* **WRITTEN PROBLEM**
Set down the data below without change, skipping the pictures it holds.

* **DATASET EXCERPT**
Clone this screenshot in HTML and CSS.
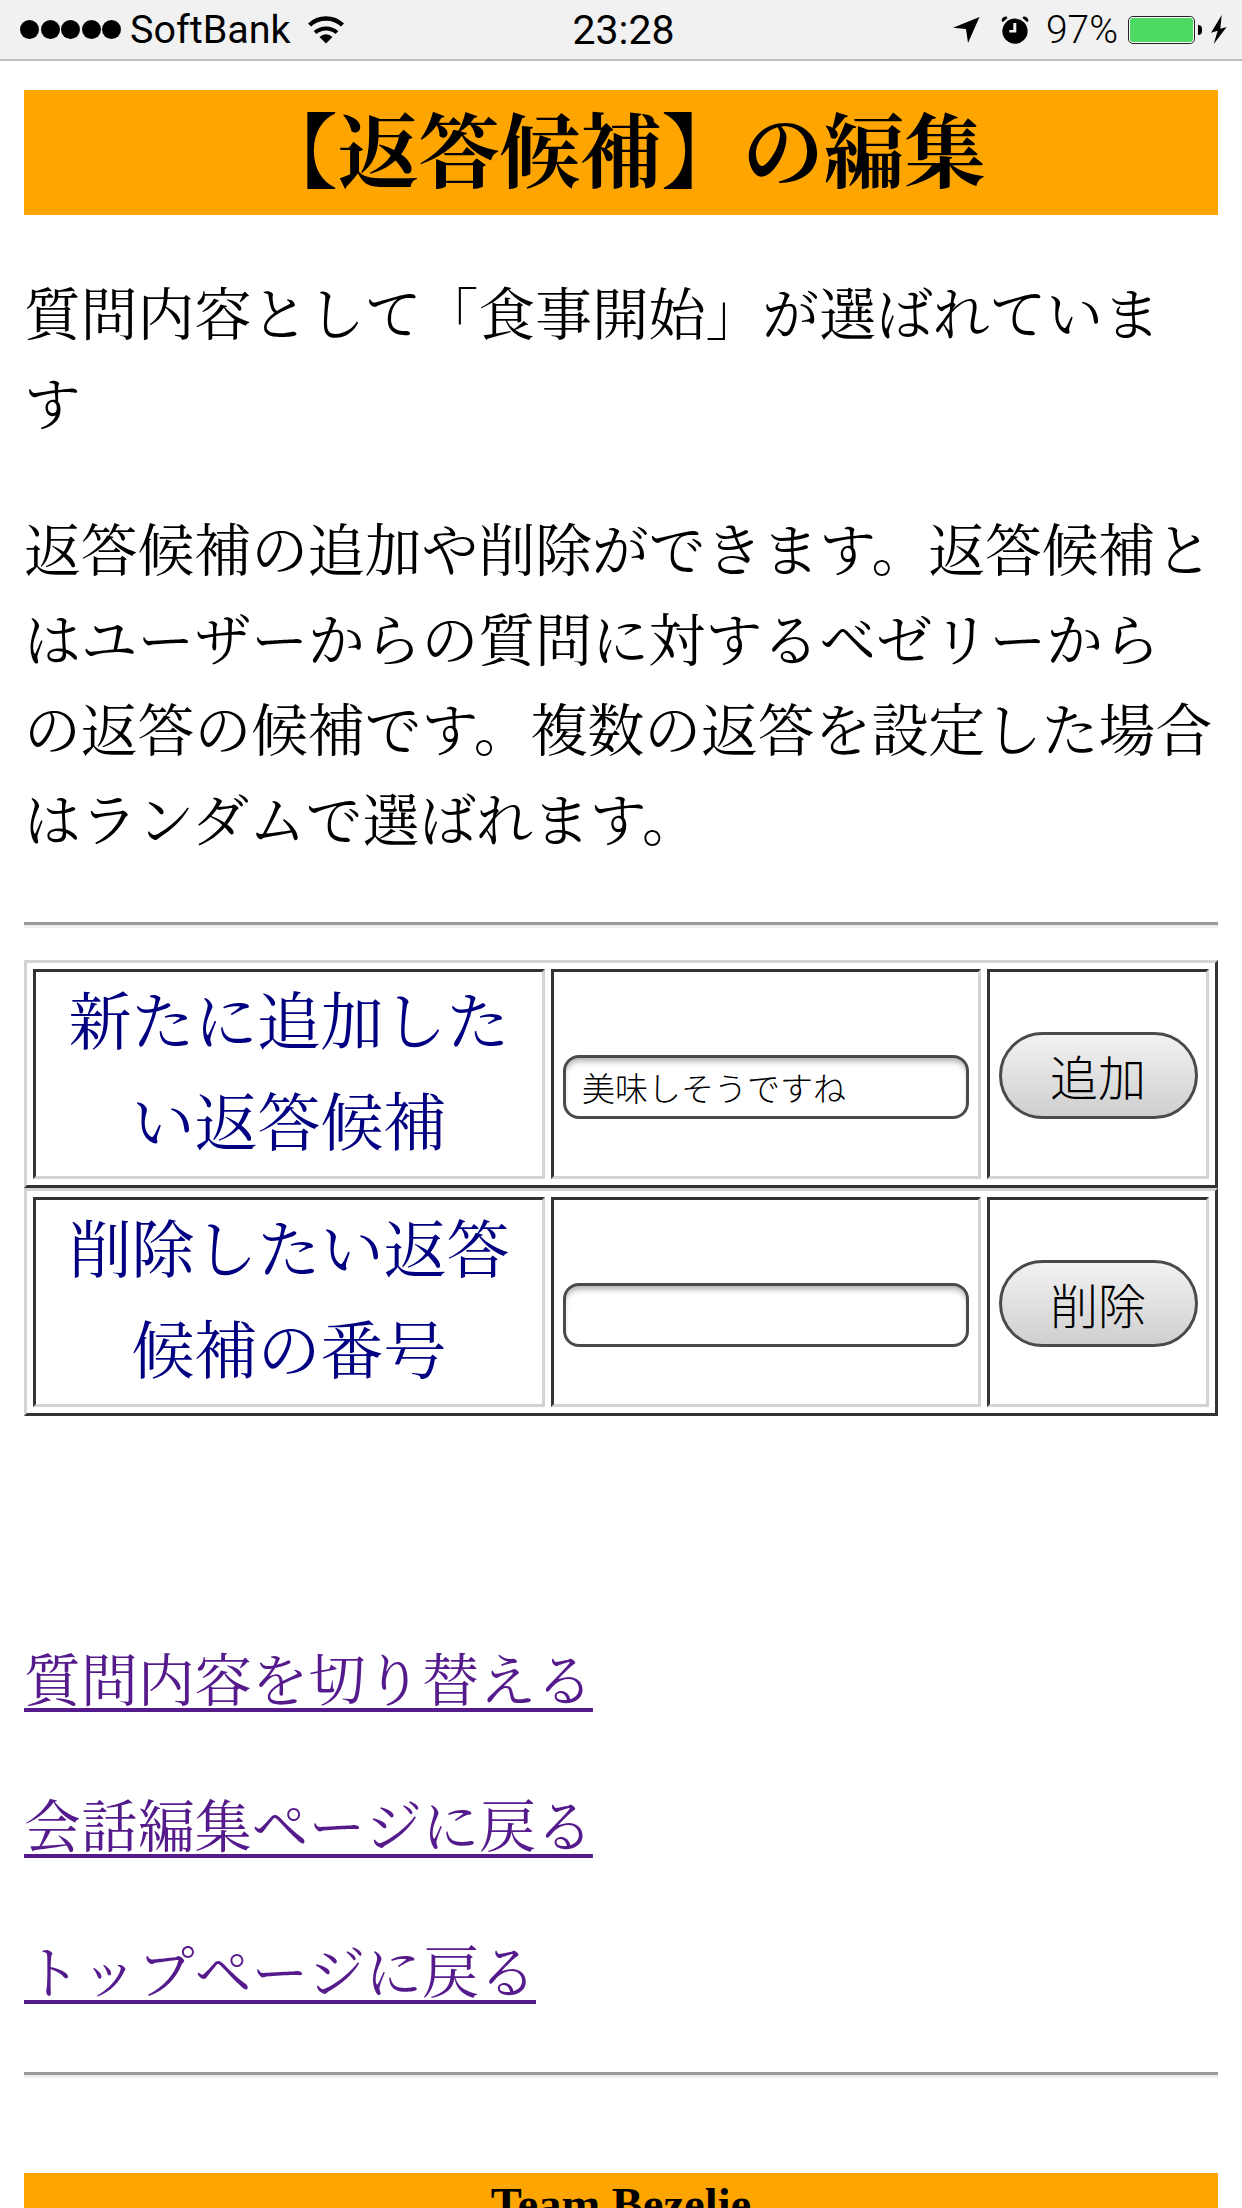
FILE: index.html
```html
<!DOCTYPE html>
<html lang="ja">
<head>
    <meta charset="UTF-8">
    <meta name="viewport" content="width=device-width, initial-scale=1.0">
    <title>返答候補の編集 - Team Bezelie</title>
    <link rel="stylesheet" href="styles.css">
</head>
<body>
    <div class="status-bar">
        <div class="status-left">
            <span class="signal"><i></i><i></i><i></i><i></i><i></i></span>
            <span class="carrier">SoftBank</span>
            <svg class="icon-wifi" width="38" height="28" viewBox="0 0 38 28">
                <path d="M12.5 21 A9 9 0 0 1 25.5 21 L19 27.5 Z"/>
                <path d="M8 16.5 A17 17 0 0 1 30 16.5" fill="none" stroke="#000" stroke-width="4"/>
                <path d="M2.5 9 A24 24 0 0 1 35.5 9" fill="none" stroke="#000" stroke-width="4.4"/>
            </svg>
        </div>
        <div class="status-time">23:28</div>
        <div class="status-right">
            <svg class="icon-arrow" width="27" height="26" viewBox="0 0 27 26">
                <path d="M26.5 0 L0 10.7 L13 12 L15 26 Z"/>
            </svg>
            <svg class="icon-alarm" width="28" height="28" viewBox="0 0 28 28">
                <circle cx="14" cy="15.2" r="12.6"/>
                <path d="M0.5 5 A5 5 0 0 1 5.5 0.5 L6.5 2 L2 6 Z"/>
                <path d="M27.5 5 A5 5 0 0 0 22.5 0.5 L21.5 2 L26 6 Z"/>
                <path d="M12.3 7 H15.3 V16.6 H8.3 V14 H12.3 Z" fill="#f1f1f1"/>
            </svg>
            <span class="battery-pct">97%</span>
            <span class="battery"><span class="battery-level"></span></span>
            <svg class="icon-bolt" width="16" height="29" viewBox="0 0 16 29">
                <path d="M10.7 0 L0 17.7 L6.7 15.7 L2.7 29 L15.7 12 L9.3 13.7 Z"/>
            </svg>
        </div>
    </div>

    <div class="page">
        <h1 class="title">【返答候補】の編集</h1>
        <p class="text">質問内容として「食事開始」が選ばれていま<br>す</p>
        <p class="text">返答候補の追加や削除ができます。返答候補と<br>はユーザーからの質問に対するベゼリーから<br>の返答の候補です。複数の返答を設定した場合<br>はランダムで選ばれます。</p>
        <hr class="rule rule-top">

        <table class="edit-table">
            <tr>
                <th class="cell-label">新たに追加した<br>い返答候補</th>
                <td class="cell-input"><input class="text-box" type="text" value="美味しそうですね"></td>
                <td class="cell-button"><button class="pill-button" type="button">追加</button></td>
            </tr>
        </table>
        <table class="edit-table">
            <tr>
                <th class="cell-label">削除したい返答<br>候補の番号</th>
                <td class="cell-input"><input class="text-box" type="text"></td>
                <td class="cell-button"><button class="pill-button" type="button">削除</button></td>
            </tr>
        </table>

        <ul class="links">
            <li><a href="#">質問内容を切り替える</a></li>
            <li><a href="#">会話編集ページに戻る</a></li>
            <li><a href="#">トップページに戻る</a></li>
        </ul>
        <hr class="rule rule-bottom">
        <div class="footer">Team Bezelie</div>
    </div>
</body>
</html>
```

FILE: styles.css
```css
html, body {
    margin: 0;
    height: 2208px;
    overflow: hidden;
    background-color: #fff;
}
body {
    font-family: "Liberation Serif", "Noto Serif CJK JP", "Noto Sans CJK JP", serif;
    color: #000;
}

/* status bar */
.status-bar {
    display: grid;
    grid-template-columns: 1fr auto 1fr;
    align-items: center;
    height: 59px;
    padding: 0 15px 0 20px;
    background-color: #f1f1f1;
    border-bottom: 2px solid #bdbdbd;
    font-family: Roboto, "Liberation Sans", sans-serif;
    font-size: 39.5px;
}
.status-bar svg {
    display: block;
}
.status-left, .status-right {
    display: flex;
    align-items: center;
}
.status-right {
    justify-content: flex-end;
}
.signal {
    display: flex;
    gap: 1.5px;
}
.signal i {
    width: 19px;
    height: 19px;
    border-radius: 50%;
    background-color: #000;
}
.carrier {
    margin-left: 9px;
}
.icon-wifi {
    margin-left: 16px;
}
.status-time {
    font-size: 41px;
}
.icon-alarm {
    margin-left: 21px;
}
.battery-pct {
    margin-left: 17px;
    font-size: 39px;
    font-weight: 300;
}
.battery {
    position: relative;
    display: block;
    width: 67px;
    height: 28px;
    margin-left: 10px;
    box-sizing: border-box;
    padding: 1px;
    background-color: #fff;
    border: 1.5px solid #222;
    border-radius: 5px;
}
.battery::after {
    content: "";
    position: absolute;
    top: 8px;
    right: -8px;
    width: 4px;
    height: 10px;
    background-color: #000;
    border-radius: 0 4px 4px 0;
}
.battery-level {
    display: block;
    height: 100%;
    background-color: #4cd964;
    border-radius: 3px;
}
.icon-bolt {
    margin-left: 16px;
}

/* page content */
.page {
    padding: 29px 24px 0;
}
.title {
    margin: 0;
    padding-top: 3px;
    background-color: #ffa500;
    font-size: 81px;
    font-weight: bold;
    line-height: 122px;
    text-align: center;
}
.text {
    margin: 56px 0;
    font-size: 56.8px;
    line-height: 90px;
    white-space: nowrap;
}
.rule {
    height: 0;
    margin: 0;
    border-style: solid;
    border-width: 3px 0;
    border-color: #999 #eee #eee #999;
}
.rule-top {
    margin-top: -1px;
    margin-bottom: 32px;
}
.rule-bottom {
    margin-top: 53px;
}

/* edit tables */
.edit-table {
    width: 1194px;
    table-layout: fixed;
    border-collapse: separate;
    border-spacing: 6px;
    border-style: solid;
    border-width: 3px;
    border-color: #d3d3d3 #333 #333 #d3d3d3;
}
.edit-table th, .edit-table td {
    box-sizing: border-box;
    padding: 1px;
    border-style: solid;
    border-width: 3px;
    border-color: #333 #d3d3d3 #d3d3d3 #333;
}
.cell-label {
    width: 512px;
    color: #000080;
    font-size: 63px;
    font-weight: normal;
    line-height: 101px;
    text-align: center;
}
.cell-input {
    width: 430px;
}
.cell-button {
    width: 222px;
    text-align: center;
}
.text-box {
    display: block;
    box-sizing: border-box;
    width: 406px;
    height: 64px;
    margin: 26px 0 0 8px;
    padding: 0 16px;
    background-color: #fff;
    border: 3px solid #4a4a4a;
    border-radius: 16px;
    box-shadow: inset 0 6px 6px -3px #aaa;
    color: #000;
    font-family: "Noto Sans CJK JP", sans-serif;
    font-size: 33px;
    font-weight: 300;
}
.pill-button {
    display: block;
    box-sizing: border-box;
    width: 199px;
    height: 87px;
    margin: 2px auto 0;
    padding: 0;
    background: linear-gradient(#f2f2f2, #cfcfcf);
    border: 3px solid #4a4a4a;
    border-radius: 44px;
    color: #000;
    font-family: "Noto Sans CJK JP", sans-serif;
    font-size: 48px;
    font-weight: 300;
}

/* links and footer */
.links {
    margin: 221px 0 0;
    padding: 0;
    list-style: none;
    font-size: 56.9px;
    font-kerning: none;
    line-height: 90px;
}
.links li + li {
    margin-top: 56px;
}
.links a {
    color: #551a8b;
    text-decoration-thickness: 4px;
    text-underline-offset: 7px;
}
.footer {
    margin-top: 95px;
    background-color: #ffa500;
    font-size: 46.5px;
    font-weight: bold;
    line-height: 64px;
    text-align: center;
}
```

* **WRITTEN SOLUTION**
Clone this screenshot in HTML and CSS.
FILE: index.html
```html
<!DOCTYPE html>
<html lang="ja">
<head>
    <meta charset="UTF-8">
    <meta name="viewport" content="width=device-width, initial-scale=1.0">
    <title>返答候補の編集 - Team Bezelie</title>
    <link rel="stylesheet" href="styles.css">
</head>
<body>
    <div class="status-bar">
        <div class="status-left">
            <span class="signal"><i></i><i></i><i></i><i></i><i></i></span>
            <span class="carrier">SoftBank</span>
            <svg class="icon-wifi" width="38" height="28" viewBox="0 0 38 28">
                <path d="M12.5 21 A9 9 0 0 1 25.5 21 L19 27.5 Z"/>
                <path d="M8 16.5 A17 17 0 0 1 30 16.5" fill="none" stroke="#000" stroke-width="4"/>
                <path d="M2.5 9 A24 24 0 0 1 35.5 9" fill="none" stroke="#000" stroke-width="4.4"/>
            </svg>
        </div>
        <div class="status-time">23:28</div>
        <div class="status-right">
            <svg class="icon-arrow" width="27" height="26" viewBox="0 0 27 26">
                <path d="M26.5 0 L0 10.7 L13 12 L15 26 Z"/>
            </svg>
            <svg class="icon-alarm" width="28" height="28" viewBox="0 0 28 28">
                <circle cx="14" cy="15.2" r="12.6"/>
                <path d="M0.5 5 A5 5 0 0 1 5.5 0.5 L6.5 2 L2 6 Z"/>
                <path d="M27.5 5 A5 5 0 0 0 22.5 0.5 L21.5 2 L26 6 Z"/>
                <path d="M12.3 7 H15.3 V16.6 H8.3 V14 H12.3 Z" fill="#f1f1f1"/>
            </svg>
            <span class="battery-pct">97%</span>
            <span class="battery"><span class="battery-level"></span></span>
            <svg class="icon-bolt" width="16" height="29" viewBox="0 0 16 29">
                <path d="M10.7 0 L0 17.7 L6.7 15.7 L2.7 29 L15.7 12 L9.3 13.7 Z"/>
            </svg>
        </div>
    </div>

    <div class="page">
        <h1 class="title">【返答候補】の編集</h1>
        <p class="text">質問内容として「食事開始」が選ばれていま<br>す</p>
        <p class="text">返答候補の追加や削除ができます。返答候補と<br>はユーザーからの質問に対するベゼリーから<br>の返答の候補です。複数の返答を設定した場合<br>はランダムで選ばれます。</p>
        <hr class="rule rule-top">

        <table class="edit-table">
            <tr>
                <th class="cell-label">新たに追加した<br>い返答候補</th>
                <td class="cell-input"><input class="text-box" type="text" value="美味しそうですね"></td>
                <td class="cell-button"><button class="pill-button" type="button">追加</button></td>
            </tr>
        </table>
        <table class="edit-table">
            <tr>
                <th class="cell-label">削除したい返答<br>候補の番号</th>
                <td class="cell-input"><input class="text-box" type="text"></td>
                <td class="cell-button"><button class="pill-button" type="button">削除</button></td>
            </tr>
        </table>

        <ul class="links">
            <li><a href="#">質問内容を切り替える</a></li>
            <li><a href="#">会話編集ページに戻る</a></li>
            <li><a href="#">トップページに戻る</a></li>
        </ul>
        <hr class="rule rule-bottom">
        <div class="footer">Team Bezelie</div>
    </div>
</body>
</html>
```

FILE: styles.css
```css
html, body {
    margin: 0;
    height: 2208px;
    overflow: hidden;
    background-color: #fff;
}
body {
    font-family: "Liberation Serif", "Noto Serif CJK JP", "Noto Sans CJK JP", serif;
    color: #000;
}

/* status bar */
.status-bar {
    display: grid;
    grid-template-columns: 1fr auto 1fr;
    align-items: center;
    height: 59px;
    padding: 0 15px 0 20px;
    background-color: #f1f1f1;
    border-bottom: 2px solid #bdbdbd;
    font-family: Roboto, "Liberation Sans", sans-serif;
    font-size: 39.5px;
}
.status-bar svg {
    display: block;
}
.status-left, .status-right {
    display: flex;
    align-items: center;
}
.status-right {
    justify-content: flex-end;
}
.signal {
    display: flex;
    gap: 1.5px;
}
.signal i {
    width: 19px;
    height: 19px;
    border-radius: 50%;
    background-color: #000;
}
.carrier {
    margin-left: 9px;
}
.icon-wifi {
    margin-left: 16px;
}
.status-time {
    font-size: 41px;
}
.icon-alarm {
    margin-left: 21px;
}
.battery-pct {
    margin-left: 17px;
    font-size: 39px;
    font-weight: 300;
}
.battery {
    position: relative;
    display: block;
    width: 67px;
    height: 28px;
    margin-left: 10px;
    box-sizing: border-box;
    padding: 1px;
    background-color: #fff;
    border: 1.5px solid #222;
    border-radius: 5px;
}
.battery::after {
    content: "";
    position: absolute;
    top: 8px;
    right: -8px;
    width: 4px;
    height: 10px;
    background-color: #000;
    border-radius: 0 4px 4px 0;
}
.battery-level {
    display: block;
    height: 100%;
    background-color: #4cd964;
    border-radius: 3px;
}
.icon-bolt {
    margin-left: 16px;
}

/* page content */
.page {
    padding: 29px 24px 0;
}
.title {
    margin: 0;
    padding-top: 3px;
    background-color: #ffa500;
    font-size: 81px;
    font-weight: bold;
    line-height: 122px;
    text-align: center;
}
.text {
    margin: 56px 0;
    font-size: 56.8px;
    line-height: 90px;
    white-space: nowrap;
}
.rule {
    height: 0;
    margin: 0;
    border-style: solid;
    border-width: 3px 0;
    border-color: #999 #eee #eee #999;
}
.rule-top {
    margin-top: -1px;
    margin-bottom: 32px;
}
.rule-bottom {
    margin-top: 53px;
}

/* edit tables */
.edit-table {
    width: 1194px;
    table-layout: fixed;
    border-collapse: separate;
    border-spacing: 6px;
    border-style: solid;
    border-width: 3px;
    border-color: #d3d3d3 #333 #333 #d3d3d3;
}
.edit-table th, .edit-table td {
    box-sizing: border-box;
    padding: 1px;
    border-style: solid;
    border-width: 3px;
    border-color: #333 #d3d3d3 #d3d3d3 #333;
}
.cell-label {
    width: 512px;
    color: #000080;
    font-size: 63px;
    font-weight: normal;
    line-height: 101px;
    text-align: center;
}
.cell-input {
    width: 430px;
}
.cell-button {
    width: 222px;
    text-align: center;
}
.text-box {
    display: block;
    box-sizing: border-box;
    width: 406px;
    height: 64px;
    margin: 26px 0 0 8px;
    padding: 0 16px;
    background-color: #fff;
    border: 3px solid #4a4a4a;
    border-radius: 16px;
    box-shadow: inset 0 6px 6px -3px #aaa;
    color: #000;
    font-family: "Noto Sans CJK JP", sans-serif;
    font-size: 33px;
    font-weight: 300;
}
.pill-button {
    display: block;
    box-sizing: border-box;
    width: 199px;
    height: 87px;
    margin: 2px auto 0;
    padding: 0;
    background: linear-gradient(#f2f2f2, #cfcfcf);
    border: 3px solid #4a4a4a;
    border-radius: 44px;
    color: #000;
    font-family: "Noto Sans CJK JP", sans-serif;
    font-size: 48px;
    font-weight: 300;
}

/* links and footer */
.links {
    margin: 221px 0 0;
    padding: 0;
    list-style: none;
    font-size: 56.9px;
    font-kerning: none;
    line-height: 90px;
}
.links li + li {
    margin-top: 56px;
}
.links a {
    color: #551a8b;
    text-decoration-thickness: 4px;
    text-underline-offset: 7px;
}
.footer {
    margin-top: 95px;
    background-color: #ffa500;
    font-size: 46.5px;
    font-weight: bold;
    line-height: 64px;
    text-align: center;
}
```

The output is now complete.